Rather than allow the debate be defined by urban legends spread via e-mail about his Muslim ties or the identity of his foreign-policy advisers, Obama was wise to get people to stop talking about Zbigniew Brzezinski and Robert Malley, and to start parsing his own words.

Obama's question-and-answer session with members of the Jewish community in Cleveland was fascinating and remarkably candid. It also should go a long ways toward reassuring voters that an Obama administration would not rupture the U.S.-Israel alliance.

He told them that he supports Israel's existence unconditionally and views its security as non-negotiable. He wants to eliminate the threat to Israel from the radical regime in Iran which has vowed to destroy it. Though he favors diplomacy to back off Tehran, he says that he won't negotiate with Hamas so long as it refuses to recognize Israel's right to exist. He also says all the people that he listens to on Middle East policy are stalwart friends of Israel.

As for the fact that the pastor of his church has lauded Louis Farrakhan, Obama says he disagrees with him and rejects any expression of anti-Semitism.

CARD-CARRYING LOBBYIST
Everybody satisfied? Well, we should be. These statements place him well within the range of pro-Israel opinion in this country.

Saying all this earned Obama his pro-Israel merit badge. Yet that doesn't mean we shouldn't ask him to clarify his positions in the coming months.

In his Cleveland statement, he made the mistake of saying that he favors a Palestinian state that will be "contiguous."

Supporting such a state is not controversial anymore. It's the Palestinians and the Arabs who don't appear to not want one, preferring to hold on to their hopes of destroying Israel. But even if the Palestinians do accept it one day — given the realities of the map — making it "contiguous" is impossible.

Obama also said that being "pro-Israel" doesn't mean being "pro-Likud," and that being for peace doesn't mean that someone's against Israel.

He's right about that. But he's also drawing on the old paradigm of American Jews being split along pro-Labor and pro-Likud lines in their affection for Israel. That may have once been true, but it's an outdated way of looking at things.

In the wake of the collapse of the Oslo process, most Israelis and American Jews realize that such a division is meaningless. Both the left and the right in Israel have failed — and almost everyone knows it. Israelis want peace and are willing to make sacrifices for it, yet they no longer blindly trust in the peaceful intentions of their antagonists.
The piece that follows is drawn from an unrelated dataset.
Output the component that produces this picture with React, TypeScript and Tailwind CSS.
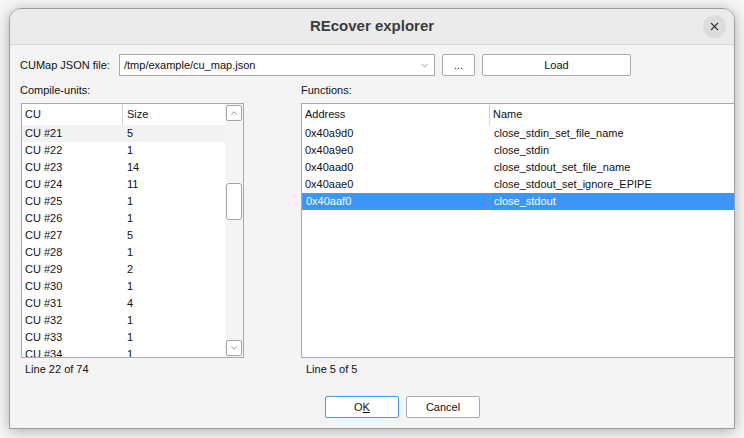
import { ChevronDown, ChevronUp, X } from "lucide-react";

const units = [
  ["CU #21", "5"],
  ["CU #22", "1"],
  ["CU #23", "14"],
  ["CU #24", "11"],
  ["CU #25", "1"],
  ["CU #26", "1"],
  ["CU #27", "5"],
  ["CU #28", "1"],
  ["CU #29", "2"],
  ["CU #30", "1"],
  ["CU #31", "4"],
  ["CU #32", "1"],
  ["CU #33", "1"],
  ["CU #34", "1"],
];

const functions = [
  ["0x40a9d0", "close_stdin_set_file_name"],
  ["0x40a9e0", "close_stdin"],
  ["0x40aad0", "close_stdout_set_file_name"],
  ["0x40aae0", "close_stdout_set_ignore_EPIPE"],
  ["0x40aaf0", "close_stdout"],
];

function Button({ children, wide, focus }: { children: React.ReactNode; wide?: boolean; focus?: boolean }) {
  return (
    <div
      className={`flex h-[22px] items-center justify-center rounded-[2px] border bg-white ${
        focus ? "border-[#4a9af0]" : "border-[#ababab]"
      } ${wide ? "w-[149px]" : "w-[33px]"}`}
    >
      {children}
    </div>
  );
}

export default function App() {
  return (
    <div
      className="h-[438px] w-[744px] overflow-hidden bg-[#f6f6f6] text-[11px] text-[#111]"
      style={{ fontFamily: '"Liberation Sans", Arial, sans-serif' }}
    >
      <div className="ml-[9px] mt-[8px] flex h-[421px] w-[726px] flex-col overflow-hidden rounded-t-[12px] border border-[#9c9c9c] bg-[#f4f4f4] shadow-[0_2px_14px_rgba(0,0,0,0.3)]">
        {/* Title bar */}
        <div className="relative flex h-[36px] shrink-0 items-center justify-center border-b border-[#d4d4d4] bg-[#ebebeb]">
          <span className="text-[15px] font-bold text-[#3c3c3c]">REcover explorer</span>
          <div className="absolute right-[8px] top-[6px] flex h-[23px] w-[23px] items-center justify-center rounded-full bg-[#dcdcdc]">
            <X size={13} strokeWidth={2} className="text-[#333]" />
          </div>
        </div>

        {/* File row */}
        <div className="mt-[9px] flex h-[22px] items-center pl-[10px]">
          <span className="w-[99px]">CUMap JSON file:</span>
          <div className="flex h-[22px] w-[316px] items-center justify-between border border-[#a9a9a9] bg-white pl-[4px] pr-[4px]">
            <span>/tmp/example/cu_map.json</span>
            <ChevronDown size={11} strokeWidth={1.5} className="text-[#666]" />
          </div>
          <div className="ml-[7px]">
            <Button>...</Button>
          </div>
          <div className="ml-[7px]">
            <Button wide>Load</Button>
          </div>
        </div>

        {/* Panes */}
        <div className="mt-[6px] flex">
          <div className="ml-[10px] flex w-[224px] flex-col">
            <div className="h-[16px] leading-[16px]">Compile-units:</div>
            <div className="ml-[1px] mt-[5px] flex h-[255px] w-[223px] border border-[#a9a9a9] bg-white">
              <div className="flex-1 overflow-hidden">
                <div className="flex h-[21px] items-center">
                  <div className="flex h-full w-[101px] items-center border-r border-[#d2d2d2] pl-[3px]">CU</div>
                  <div className="pl-[4px]">Size</div>
                </div>
                {units.map(([cu, size], i) => (
                  <div key={cu} className={`flex h-[17px] items-center ${i === 0 ? "bg-[#f3f3f3]" : ""}`}>
                    <div className="w-[101px] pl-[3px]">{cu}</div>
                    <div className="pl-[4px]">{size}</div>
                  </div>
                ))}
              </div>
              <div className="flex w-[18px] flex-col items-center bg-[#f4f4f4] pt-[1px] pb-[1px]">
                <div className="flex h-[16px] w-[16px] items-center justify-center rounded-[2px] border border-[#a4a4a4] bg-white">
                  <ChevronUp size={10} strokeWidth={1.5} className="text-[#555]" />
                </div>
                <div className="mt-[62px] h-[37px] w-[16px] rounded-[3px] border border-[#a4a4a4] bg-white" />
                <div className="flex-1" />
                <div className="flex h-[16px] w-[16px] items-center justify-center rounded-[2px] border border-[#a4a4a4] bg-white">
                  <ChevronDown size={10} strokeWidth={1.5} className="text-[#555]" />
                </div>
              </div>
            </div>
            <div className="mt-[3px] pl-[5px] leading-[16px]">Line 22 of 74</div>
          </div>

          <div className="ml-[57px] flex w-[470px] shrink-0 flex-col">
            <div className="h-[16px] leading-[16px]">Functions:</div>
            <div className="mt-[5px] h-[255px] border border-[#a9a9a9] bg-white">
              <div className="flex h-[21px] items-center">
                <div className="flex h-full w-[188px] items-center border-r border-[#d2d2d2] pl-[3px]">Address</div>
                <div className="pl-[3px]">Name</div>
              </div>
              {functions.map(([addr, name], i) => {
                const sel = i === functions.length - 1;
                return (
                  <div
                    key={addr}
                    className={`flex h-[17px] items-center ${sel ? "bg-[#3d96f5] text-white" : ""}`}
                  >
                    <div
                      className={`flex h-full w-[189px] items-center pl-[3px] ${
                        sel ? "border border-dotted border-[#c8853c] pl-[2px]" : ""
                      }`}
                    >
                      {addr}
                    </div>
                    <div className="pl-[3px]">{name}</div>
                  </div>
                );
              })}
            </div>
            <div className="mt-[3px] pl-[5px] leading-[16px]">Line 5 of 5</div>
          </div>
        </div>

        {/* Dialog buttons */}
        <div className="mt-[19px] flex gap-[7px] pl-[315px]">
          <div className="flex h-[22px] w-[74px] items-center justify-center rounded-[2px] border border-[#4a9af0] bg-white">
            O<span className="underline">K</span>
          </div>
          <div className="flex h-[22px] w-[74px] items-center justify-center rounded-[2px] border border-[#ababab] bg-white">
            Cancel
          </div>
        </div>
      </div>
    </div>
  );
}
Obama needs to drop this line, especially since, if he's elected president, the odds are that he may have to work with a Likud prime minister of Israel named Benjamin Netanyahu some time during his term of office.

That said, like anyone who makes such unequivocal statements, Obama must now be considered a card-carrying member of the pro-Israel "lobby" conspiracy, as defined by authors John Mearsheimer and Stephen Walt.

All of which has to be highly disappointing to a number of people who would otherwise be the senator's natural allies.

Obama's rhetoric of inclusion and natural charisma has created a groundswell of support from a wide spectrum of opinion, including some people who are chagrined at his proclaimed fealty to a pro-Israel platform.

One such supporter is Tikkun magazine editor Michael Lerner, a pillar of the hard left, who is deeply critical of both Israeli measures of self-defense against Palestinian terror and American supporters of Israel. He sees Obama as a kindred spirit. But he wrote last month to lament the fact that Obama had apparently sold his soul to AIPAC.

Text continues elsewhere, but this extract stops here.